Vor Harburg wird es jetzt sehr waldreich und für norddeutsche Verhältnisse sehr hügelig. Im sogenannten Staatsforst Rosengarten mit seinen imposanten Mischwaldbeständen steigen wir bis auf sagenhafte 133 m die Harburger Berge empor. Der Begriff Rosengarten soll seinen Namen nicht den Rosen verdanken sondern von dem Wort „Roddengraben“ = gerodetes Tal stammen. Aus diesem ausgedehnten Waldgebiet kommen wir übergangslos ins städtische Harburg hinein.

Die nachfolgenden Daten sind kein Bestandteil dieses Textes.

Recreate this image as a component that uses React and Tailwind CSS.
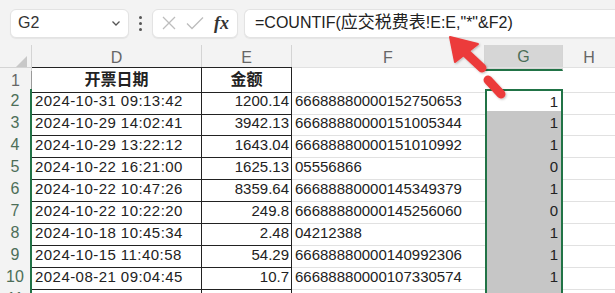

Wir haben 50 Kilometer hinter uns. Bis zur Abfahrt des Zuges sind es noch fast vier Stunden. In der Nähe des Bahnhofs trennen sich unsere Wege. Peter und Christian wollen den Tag gemächlich mit einer Megapause beenden. Den Rest der Truppe zieht es noch in die Hamburger City. Die Süderelbe überqueren wir auf einer ehemaligen Eisenbahnbrücke, die heute nur noch für Fußgänger und Radfahrer offen ist. Durch Wilhelmsburg und anschließend durch ausgedehnte und auch etwas verkommene Industriegebiete erreichen wir die Norderelbe, die wir im alten Elbtunnel mit seinen gigantischen Aufzügen und einer exklusiven Radfahrerröhre unterqueren. Auf der anderen Seite sind die Landungsbrücken. Die Michaelis Kirche (Hamburger sagen nur Michel) liegt in Sichtweite. Leider beginnt es zu regnen. Und der hört nicht mehr auf. Wir fahren einmal durch die City, vorbei an Binnenalster und dem Hamburger Rathaus und dann noch durch die Speicherstadt. Die 15 Kilometer zurück nach Harburg müssen wir bei Starkregen absolvieren. Wir sind nass bis auf die Haut, als wir endlich am Harbuger Bahnhof ankommen. So wird der Bahnsteig zum Umkleideraum. Die Rückfahrt nach Münster ist kurz und unspektakulär.